I'm Every Woman: Whitney Houston, one year later

Occasionally, a celebrity death affects me more than it should. Michael Jackson’s passing, for example, was particularly difficult for me, having grown up a huge fan of his music. Author David Foster Wallace’s death in 2008, at the time was very surprising, but with the more I read his work, and the more I learn about his life, and the debilitating depression he suffered from, the more grim it is for me to handle.

For people from earlier generations, they may remember where they were when JFK died, or where they were when John Lennon was shot. For my generation, it’s where they were when they learned that Kurt Cobain had committed suicide.

I remember where I was when I first heard the news about Whitney Houston’s death. I was at an annual gathering with a group of friends—Bad Movie Weekend, it’s called. The name of the event pretty much explains what occurs. And while I was sitting through yet another horrible motion picture that someone was subjecting us to, I started to futz around on my phone. On Twitter, I started seeing things about Whitney Houston having died. Certainly this was some kind of mistake, or Internet hoax. But sure enough, on Saturday February 11th, Whitney Houston passed away from what was later determined to be and accidental overdose of cocaine, among other things found in her system.

Since I am originally from the 80s, the pure pop music of Houston’s early days hold a special place in my memories. The singles off of her second album, Whitney, alone are synonymous with the decade—“I Wanna Dance With Somebody,” “So Emotional,” and “Where Do Broken Hearts Go?” just to name a few.

Then there’s the soundtrack to the 1992 motion picture The Bodyguard—the first side comprised of six new recording from Houston, including the now iconic performance of “I Will Always Love You.” And the 1995 single “Exhale (Shoop Shoop)” from the film Waiting to Exhale, followed later on by the 1998 “comeback” record My Love is Your Love, featuring Houston backed by a more modern R&B sound—a standout from which is the possibly obscure by now single “Heartbreak Hotel,” featuring Faith Evans and Kelly Price.

An interesting fact to note if you look over the career of Whitney Houston—she only released six true studio albums. I read that after her 1990 album, I’m Your Baby Tonight, and her foray into acting with The Bodyguard, she had planned some kind of Barbra Streisand-esq semi-retirement from recording, only contributing songs to soundtracks of films she happened to be in. That however was not the case, which was what lead to the aforementioned My Love, as well as her final two studio releases from 2002, and 2009, respectively.

Then of course, there’s her personal life, which over time, overshadowed her talent and musical career. There was her marriage to Bobby Brown. There was her erratic behavior, only worsening over time. And then there were the years of substance abuse.

Whitney Houston passed away on the eve of the Grammy Awards last year.
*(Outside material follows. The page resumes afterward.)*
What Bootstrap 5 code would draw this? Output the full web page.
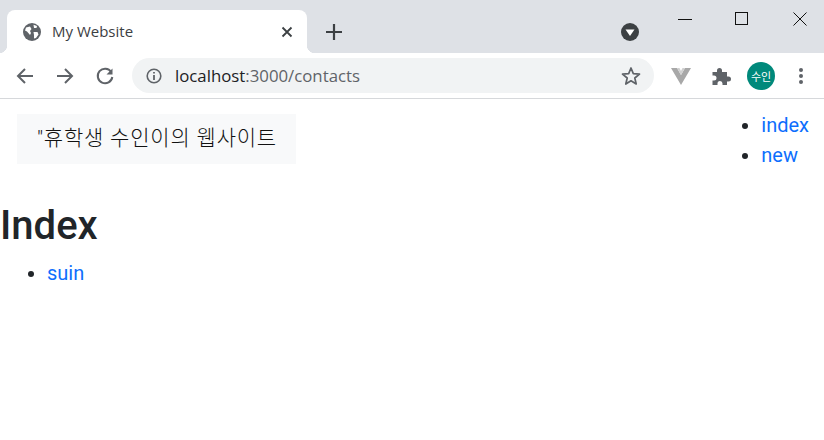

She was expected to attend a party in the hotel that she died in, hosted by music mogul Clive Davis—who was instrumental in the success of her career. Many within the industry were disgusted with the fact that the party still proceeded—Houston’s body hadn’t even been taken out of the building. And many in the press saw a tragic irony to the entire event; that she died in a hotel where a pre-Grammy Awards party was being held, making her rise and fall another example of the problems that come from success and excess within the entertainment industry.

The day after Houston’s death, my wife and I watched the movie Waiting to Exhale. Neither of us had seen it before, and save for the scene where Angela Bassett sets her husband’s care on fire, it was a movie that didn’t really speak to either of us. Perhaps that is because neither of us are middle-aged African-American women, struggling with our identity and place in the world.

Shortly before her passing, I had rediscovered the title song from Waiting to Exhale, “Exhale (Shoop Shoop.)” Upon its release in 1995, I was in middle school, and I don’t remember caring much for it. But more than fifteen years later, I came to realize what an incredible song it is—a stellar example of Kenneth “Babyface” Edmonds’ early-to-mid 90s run of songwriting and production at it’s best.

In a recent R. Kelly song, there’s a lyric that goes, “funny how they wait until you gone just to miss you.” Similarly to the music of Michael Jackson, I remember the radio hits of Whitney Houston soundtracking my childhood in the late 1980’s. I remember buying the cassette tape of The Bodyguard soundtrack for some reason, and listening to the first side—the Houston side—over and over again. Whitney Houston was an iconic name, and an iconic voice, in contemporary popular music. And a year after her passing, I wonder if that is how she will be remembered—if time will be kind to her memory and legacy, or if the troubles she carried in her life will still weigh her down in death.